There has been an increase in the level of drug crime in Tipperary in the first six weeks of 2017.
The figures were released by the Gardai at the February meeting on the Tipperary Joint Policing Committee in Nenagh.
The number of detections for sale and supply of illegal drugs was up 50 per cent on the same period last year, from six to nine, while the number of those caught in possession of drugs rose by 26 per cent from 38 to 48.
And Chief Supt Catherine Kehoe told the committee that when it comes to drugs, the Gardai liaise with Revenue to look at people who have “new-found wealth”.
Overall, there has been a drop in crime by 9 per cent, with Garda detection rates up 6 per cent. The overall crime detection rate is 28 per cent.
While burglary rates were down 14 per cent from 81 in the first six weeks of 2016 to 71 in 2017, there has been a general rise in theft, especially from vehicles, which rose by 17 per cent, from 30 to 35.
Chief Supt Kehoe revealed that the Gardai in Tipperary now have a dedicated burglary unit since January, and were concentrating on monitoring movement through policing and the use of checkpoints under Operation Thor.
Theft from the person increased from one in 2016, to two so far this year, with a rise of 10 per cent in other thefts. However, theft from shops was down by 25 per cent from 60 to 45.
In a bid to combat this type of crime, Insp William Leahy told the meeting that the Gardai were trying to get out the advice that personal security began at home.

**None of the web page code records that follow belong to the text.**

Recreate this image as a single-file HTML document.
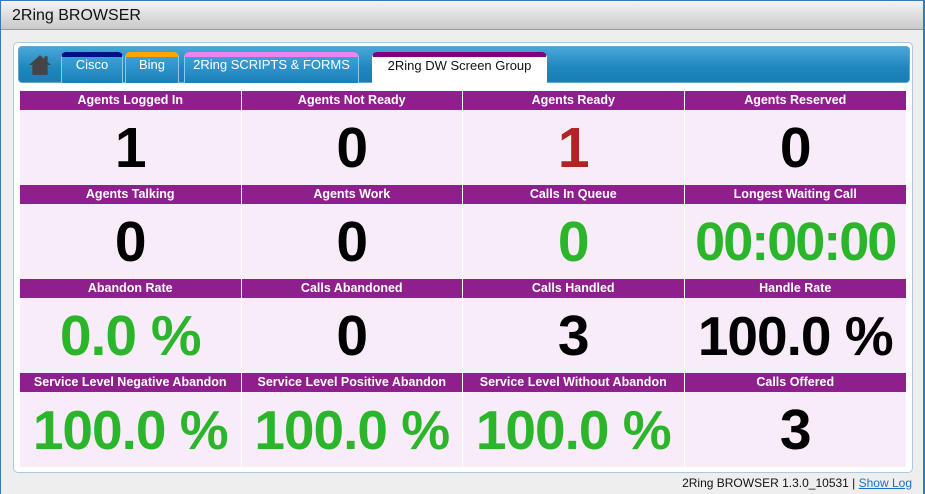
<!DOCTYPE html>
<html><head><style>
*{margin:0;padding:0;box-sizing:border-box}
body{width:925px;height:494px;background:#3a78b8;font-family:"Liberation Sans",Arial,sans-serif;overflow:hidden;position:relative}
#win{position:absolute;left:1px;top:1px;width:922px;height:493px;background:#eeeeee}
#title{height:29px;background:linear-gradient(#f4f4f4,#c9c9c9);border-bottom:1px solid #999;font-size:16px;padding:6px 0 0 11px;color:#111}
#panel{position:absolute;left:12px;top:41px;width:900px;height:431px;background:#fff;border:1px solid #a9c9e2;border-radius:5px}
#tabs{position:absolute;left:4px;top:3px;width:892px;height:37px;background:linear-gradient(#4aa8d8,#1e86bf 60%,#1a7db4);border-radius:4px;border:1px solid #5fa7cf}
.tab{position:absolute;top:5px;height:31px;border:1px solid #8ecae8;border-bottom:none;border-radius:5px 5px 0 0;background:linear-gradient(#3aa2d8,#1b7fb7);color:#fff;font-size:13px;text-align:center;padding-top:0px;border-top-width:5px}
.home{position:absolute;left:9px;top:7px}
#grid{position:absolute;left:6px;top:48px;width:886px}
.row{display:flex}
.c{width:221.5px;border-right:1px solid #fff}
.c:last-child{border-right:none}
.h{height:19px;background:#8e1f8c;color:#fff;font-weight:bold;text-align:center;line-height:19px;white-space:nowrap;font-family:"Liberation Sans",sans-serif;font-size:12.5px}
.v{height:75px;background:#f9ecf9;text-align:center;font-weight:bold;font-size:57px;line-height:77px;letter-spacing:-1px}
.g{color:#2bb52b}.r{color:#b42323}.k{color:#000}
.p{font-size:55px}
#foot{position:absolute;right:11px;top:475px;font-size:12px;color:#111}
#foot a{color:#1a6fc4;text-decoration:underline}
</style></head><body>
<div id="win">
<div id="title">2Ring BROWSER</div>
<div id="panel">
<div id="tabs">
<svg class="home" width="24" height="22" viewBox="0 0 22 20"><path d="M11 1 L1 10 H4 V19 H18 V10 H21 Z" fill="#444"/><rect x="15" y="2" width="3" height="6" fill="#444"/></svg>
<div class="tab" style="left:42px;width:62px;border-top-color:#000e8a">Cisco</div>
<div class="tab" style="left:106px;width:54px;border-top-color:#ffa500">Bing</div>
<div class="tab" style="left:165px;width:175px;border-top-color:#ee82ee">2Ring SCRIPTS &amp; FORMS</div>
<div class="tab" style="left:353px;width:175px;background:#fff;color:#111;border-color:#fff;border-top-color:#800080;padding-top:1px">2Ring DW Screen Group</div>
</div>
<div id="grid">
<div class="row"><div class="c"><div class="h">Agents Logged In</div><div class="v k">1</div></div><div class="c"><div class="h">Agents Not Ready</div><div class="v k">0</div></div><div class="c"><div class="h">Agents Ready</div><div class="v r">1</div></div><div class="c"><div class="h">Agents Reserved</div><div class="v k">0</div></div></div>
<div class="row"><div class="c"><div class="h">Agents Talking</div><div class="v k">0</div></div><div class="c"><div class="h">Agents Work</div><div class="v k">0</div></div><div class="c"><div class="h">Calls In Queue</div><div class="v g">0</div></div><div class="c"><div class="h">Longest Waiting Call</div><div class="v g" style="letter-spacing:-2px;font-size:54px">00:00:00</div></div></div>
<div class="row"><div class="c"><div class="h">Abandon Rate</div><div class="v g">0.0 %</div></div><div class="c"><div class="h">Calls Abandoned</div><div class="v k">0</div></div><div class="c"><div class="h">Calls Handled</div><div class="v k">3</div></div><div class="c"><div class="h">Handle Rate</div><div class="v k p">100.0 %</div></div></div>
<div class="row"><div class="c"><div class="h">Service Level Negative Abandon</div><div class="v g p">100.0 %</div></div><div class="c"><div class="h">Service Level Positive Abandon</div><div class="v g p">100.0 %</div></div><div class="c"><div class="h">Service Level Without Abandon</div><div class="v g p">100.0 %</div></div><div class="c"><div class="h">Calls Offered</div><div class="v k">3</div></div></div>
</div>
</div>
<div id="foot">2Ring BROWSER 1.3.0_10531 | <a>Show Log</a></div>
</div>
</body></html>
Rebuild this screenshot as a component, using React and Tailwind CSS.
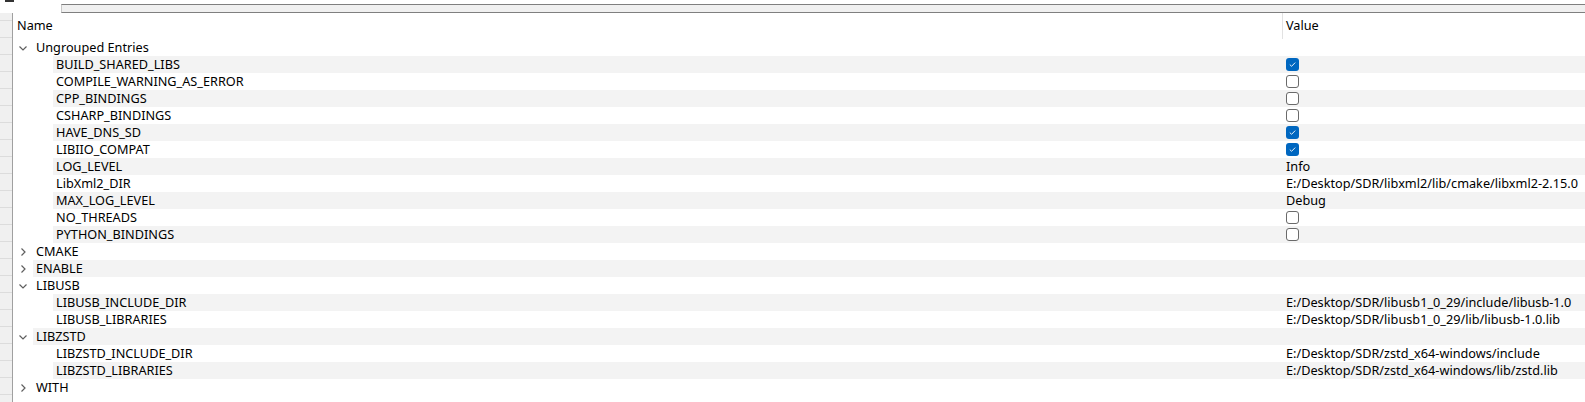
import { Fragment } from "react";

const groups = [
    {
        name: "Ungrouped Entries",
        open: true,
        items: [
            { name: "BUILD_SHARED_LIBS", check: true },
            { name: "COMPILE_WARNING_AS_ERROR", check: false },
            { name: "CPP_BINDINGS", check: false },
            { name: "CSHARP_BINDINGS", check: false },
            { name: "HAVE_DNS_SD", check: true },
            { name: "LIBIIO_COMPAT", check: true },
            { name: "LOG_LEVEL", value: "Info" },
            { name: "LibXml2_DIR", value: "E:/Desktop/SDR/libxml2/lib/cmake/libxml2-2.15.0" },
            { name: "MAX_LOG_LEVEL", value: "Debug" },
            { name: "NO_THREADS", check: false },
            { name: "PYTHON_BINDINGS", check: false },
        ],
    },
    { name: "CMAKE", open: false, items: [] },
    { name: "ENABLE", open: false, items: [] },
    {
        name: "LIBUSB",
        open: true,
        items: [
            { name: "LIBUSB_INCLUDE_DIR", value: "E:/Desktop/SDR/libusb1_0_29/include/libusb-1.0" },
            { name: "LIBUSB_LIBRARIES", value: "E:/Desktop/SDR/libusb1_0_29/lib/libusb-1.0.lib" },
        ],
    },
    {
        name: "LIBZSTD",
        open: true,
        items: [
            { name: "LIBZSTD_INCLUDE_DIR", value: "E:/Desktop/SDR/zstd_x64-windows/include" },
            { name: "LIBZSTD_LIBRARIES", value: "E:/Desktop/SDR/zstd_x64-windows/lib/zstd.lib" },
        ],
    },
    { name: "WITH", open: false, items: [] },
];

const Chevron = ({ open }) => (
    <svg width="10" height="10" viewBox="0 0 10 10" className="text-[#5f5f5f]">
        {open ? (
            <path d="M1.5 3.5 L5 7 L8.5 3.5" fill="none" stroke="currentColor" strokeWidth="1.2" />
        ) : (
            <path d="M3.5 1.5 L7 5 L3.5 8.5" fill="none" stroke="currentColor" strokeWidth="1.2" />
        )}
    </svg>
);

const CheckBox = ({ checked }) =>
    checked ? (
        <div className="w-[13px] h-[13px] rounded-[3px] bg-[#0067c0] flex items-center justify-center">
            <svg width="9" height="9" viewBox="0 0 9 9">
                <path d="M1.8 4.6 L3.6 6.3 L7.2 2.6" fill="none" stroke="white" strokeWidth="0.9" />
            </svg>
        </div>
    ) : (
        <div className="w-[13px] h-[13px] rounded-[3px] border border-[#6a6a6a] bg-white" />
    );

const Row = ({ depth, stripe, name, open, item }) => {
    const indent = depth === 0 ? "w-[20px]" : "w-[40px]";
    const nameW = depth === 0 ? "w-[1249px]" : "w-[1229px]";
    return (
        <div className="flex h-[17px]">
            <div className={`${indent} shrink-0 flex items-center pl-[5px]`}>
                {depth === 0 && <Chevron open={open} />}
            </div>
            <div className={`flex flex-1 min-w-0 items-center ${stripe ? "bg-[#f3f3f3]" : "bg-white"}`}>
                <div className={`${nameW} shrink-0 pl-[3px] whitespace-nowrap overflow-hidden leading-[17px]`}>
                    {name}
                </div>
                <div className="flex-1 min-w-0 pl-[4px] leading-[17px] flex items-center whitespace-nowrap overflow-hidden">
                    {item && item.check !== undefined && <CheckBox checked={item.check} />}
                    {item && item.value}
                </div>
            </div>
        </div>
    );
};

export default function App() {
    const rows = [];
    groups.forEach((g) => {
        rows.push({ depth: 0, name: g.name, open: g.open });
        if (g.open) g.items.forEach((it) => rows.push({ depth: 1, name: it.name, item: it }));
    });

    return (
        <div
            className="w-[1585px] h-[402px] bg-white overflow-hidden text-[12.7px] text-[#000]"
            style={{ fontFamily: "'Noto Sans', 'Noto Sans CJK SC', sans-serif" }}
        >
            {/* top tab strip */}
            <div className="flex h-[13px]">
                <div className="w-[61px] shrink-0 bg-white">
                    <div className="ml-[5px] w-[9px] h-[2px] bg-[#333]" />
                </div>
                <div className="flex-1 mt-[4px] h-[9px] bg-[#f0f0f0] border-t border-b border-[#7f7f7f] border-l border-l-[#c8c8c8]" />
            </div>

            <div className="flex h-[389px]">
                {/* partly hidden side panel */}
                <div className="w-[12px] shrink-0 bg-[#f0f0f0] flex flex-col">
                    <div className="h-[8px] border-b border-[#dcdcdc]" />
                    {Array.from({ length: 22 }).map((_, i) => (
                        <div key={i} className="h-[17px] shrink-0 border-b border-[#dcdcdc]" />
                    ))}
                </div>

                <div className="flex-1 min-w-0 border-l border-[#a0a0a0] flex flex-col">
                    {/* header */}
                    <div className="flex h-[26px] shrink-0">
                        <div className="w-[1269px] shrink-0 pl-[4px] flex items-center">Name</div>
                        <div className="flex-1 border-l border-[#e2e2e2] pl-[3px] flex items-center">Value</div>
                    </div>
                    {rows.map((r, i) => (
                        <Fragment key={i}>
                            <Row depth={r.depth} stripe={i % 2 === 1} name={r.name} open={r.open} item={r.item} />
                        </Fragment>
                    ))}
                </div>
            </div>
        </div>
    );
}
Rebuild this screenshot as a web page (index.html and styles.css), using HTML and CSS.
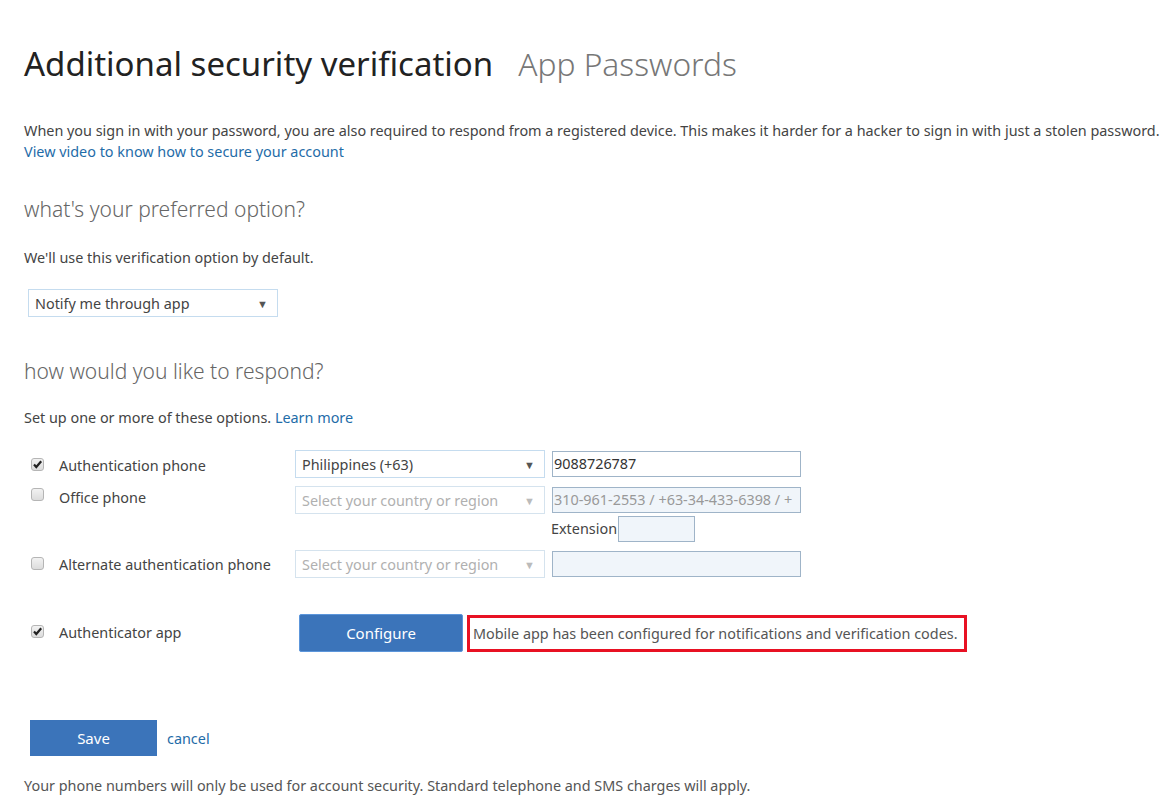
FILE: index.html
```html
<!DOCTYPE html>
<html lang="en">
<head>
<meta charset="utf-8">
<title>Additional security verification</title>
<link rel="stylesheet" href="styles.css">
</head>
<body>
<div class="page">
  <div class="titles">
    <h1 class="title">Additional security verification</h1>
    <span class="subtitle">App Passwords</span>
  </div>
  <p class="intro">When you sign in with your password, you are also required to respond from a registered device. This makes it harder for a hacker to sign in with just a stolen password.<br><a class="link" href="#">View video to know how to secure your account</a></p>

  <h2 class="section">what's your preferred option?</h2>
  <p class="text">We'll use this verification option by default.</p>
  <div class="select pref"><span>Notify me through app</span><span class="arrow">&#9660;</span></div>

  <h2 class="section second">how would you like to respond?</h2>
  <p class="text setup">Set up one or more of these options. <a class="link" href="#">Learn more</a></p>

  <div class="options">
    <div class="opt row1">
      <span class="cb checked"><svg viewBox="0 0 13 13" width="13" height="13"><path d="M3 6.5 L5.3 9 L10.2 3.3" fill="none" stroke="#222" stroke-width="2.2"/></svg></span>
      <span class="label">Authentication phone</span>
      <div class="select country"><span>Philippines (+63)</span><span class="arrow">&#9660;</span></div>
      <div class="input">9088726787</div>
    </div>
    <div class="opt row2">
      <span class="cb"></span>
      <span class="label">Office phone</span>
      <div class="select country disabled"><span>Select your country or region</span><span class="arrow">&#9660;</span></div>
      <div class="input disabled">310-961-2553 / +63-34-433-6398 / +</div>
    </div>
    <div class="ext">
      <span class="ext-label">Extension</span><div class="input small disabled"></div>
    </div>
    <div class="opt row3">
      <span class="cb"></span>
      <span class="label">Alternate authentication phone</span>
      <div class="select country disabled"><span>Select your country or region</span><span class="arrow">&#9660;</span></div>
      <div class="input disabled"></div>
    </div>
    <div class="opt row4">
      <span class="cb checked"><svg viewBox="0 0 13 13" width="13" height="13"><path d="M3 6.5 L5.3 9 L10.2 3.3" fill="none" stroke="#222" stroke-width="2.2"/></svg></span>
      <span class="label">Authenticator app</span>
      <button class="btn configure">Configure</button>
      <span class="status">Mobile app has been configured for notifications and verification codes.</span>
    </div>
  </div>

  <div class="actions">
    <button class="btn save">Save</button>
    <a class="link cancel" href="#">cancel</a>
  </div>
  <p class="text footer">Your phone numbers will only be used for account security. Standard telephone and SMS charges will apply.</p>
</div>
</body>
</html>
```
FILE: styles.css
```css
html, body {
  margin: 0;
  padding: 0;
  background: #fff;
}
body {
  font-family: "Noto Sans", "Open Sans", "Liberation Sans", sans-serif;
  color: #444;
  font-size: 14.4px;
}
.page {
  padding: 38px 0 0 24px;
}
.titles {
  display: flex;
  align-items: baseline;
  gap: 25px;
  height: 52px;
}
.title {
  margin: 0;
  font-size: 33px;
  font-weight: 400;
  color: #222;
  line-height: 52px;
}
.subtitle {
  font-size: 31.7px;
  font-weight: 300;
  color: #777;
  line-height: 52px;
}
.intro {
  margin: 30px 0 0 0;
  line-height: 21px;
}
.link {
  color: #1f6ca8;
  text-decoration: none;
}
.section {
  margin: 32px 0 0 0;
  font-size: 21px;
  font-weight: 300;
  color: #666;
  line-height: 30px;
}
.section.second {
  margin-top: 39px;
}
.text {
  margin: 24px 0 0 0;
  line-height: 20px;
}
.text.setup {
  margin-top: 22px;
}
.select {
  box-sizing: border-box;
  display: flex;
  align-items: center;
  justify-content: space-between;
  border: 1px solid #c5dcef;
  background: #fff;
  padding: 0 9px 0 6px;
  color: #444;
}
.select .arrow {
  font-size: 11px;
  color: #555;
}
.pref {
  margin: 21px 0 0 4px;
  width: 250px;
  height: 28px;
}
.options {
  margin-top: 22px;
  display: flex;
  flex-direction: column;
}
.opt {
  display: flex;
  align-items: flex-start;
}
.cb {
  box-sizing: border-box;
  width: 13px;
  height: 13px;
  margin: 8px 15px 0 7px;
  border: 1px solid #b5b5b5;
  border-radius: 3px;
  background: linear-gradient(#f2f2f2, #dcdcdc);
  display: flex;
  align-items: center;
  justify-content: center;
  flex: none;
}
.cb svg {
  display: block;
  margin: -1px;
}
.label {
  width: 236px;
  line-height: 20px;
  padding-top: 6px;
  flex: none;
}
.country {
  width: 250px;
  height: 28px;
  flex: none;
}
.select.disabled {
  border-color: #d5e3ee;
  color: #b0b0b0;
}
.select.disabled .arrow {
  color: #bbb;
}
.input {
  box-sizing: border-box;
  margin-left: 7px;
  margin-top: 1px;
  width: 249px;
  height: 26px;
  border: 1px solid #9fb4c8;
  padding: 0 0 0 1px;
  line-height: 24px;
  white-space: nowrap;
  overflow: hidden;
  color: #333;
  flex: none;
}
.input.disabled {
  background: #f0f5fa;
  color: #999;
}
.row2 {
  margin-top: 8px;
}
.row2 .cb {
  margin-top: 2px;
}
.row2 .label {
  padding-top: 2px;
}
.ext {
  display: flex;
  align-items: center;
  margin: 2px 0 0 527px;
}
.ext-label {
  line-height: 20px;
}
.input.small {
  width: 77px;
  margin: 0 0 0 1px;
}
.row3 {
  margin-top: 8px;
}
.row3 .label {
  padding-top: 5px;
}
.row3 .cb {
  margin-top: 7px;
}
.row4 {
  margin-top: 36px;
  align-items: center;
}
.row4 .cb {
  margin-top: -4px;
}
.row4 .label {
  padding-top: 0;
  width: 240px;
}
.btn {
  font-family: inherit;
  font-size: 15px;
  color: #fff;
  background: #3b74ba;
  border: 1px solid #5c96db;
  border-radius: 2px;
  cursor: pointer;
}
.configure {
  width: 164px;
  height: 38px;
}
.status {
  margin-left: 4px;
  border: 3px solid #e81123;
  height: 37px;
  box-sizing: border-box;
  width: 500px;
  display: flex;
  align-items: center;
  padding-left: 3px;
  color: #555;
  white-space: nowrap;
}
.actions {
  margin: 68px 0 0 6px;
  display: flex;
  align-items: center;
  gap: 10px;
}
.save {
  width: 127px;
  height: 36px;
  border: none;
  border-radius: 0;
}
.footer {
  margin-top: 20px;
  color: #555;
}
```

There has also been an increase in criminal damage, up 20 per cent from 49 to 59 since the start of the year.
Chief Supt Kehoe said the Gardai were “keeping a good eye” on incidents of criminal damage and maintained that there was a “lot of good work being done to combat it”.
The number of assaults in Tipperary has also declined, wth a drop of 15 per cent in minor assaults, down from 38 to 32, and a 1 per cent drop in assault causing harm, down from 11 to 10.
Public order offences, which would include being intoxicated in public or engaging in threatening, insulting or abusive behaviour, is down 4 per cent from 78 to 75.
There has been one fatal traffic accident in Tipperary since the start of the year. A total of 13 people died on the county's roads in 2016, the same number as 2014. There were 12 road deaths in 2013 and only four in 2015.
Committee member Cllr David Doran said he was a “big believer” in Operation Thor, describing it as “proactive” with its high visibility checkpoints.
“The checkpoints are a great way for people to give information to the Gardai,” he said.
Cllr Doran agreed with Insp Leahy that the checkpoints were “not there to inconvenience people”.
Meanwhile, Chief Supt Kehoe highlighted the importance of the Text Alert system, revealing it had helped solve one serious crime and had also helped in finding a missing person.
Among the Gardai's priorities for 2017 are road safety, as well as public safety and community enagement.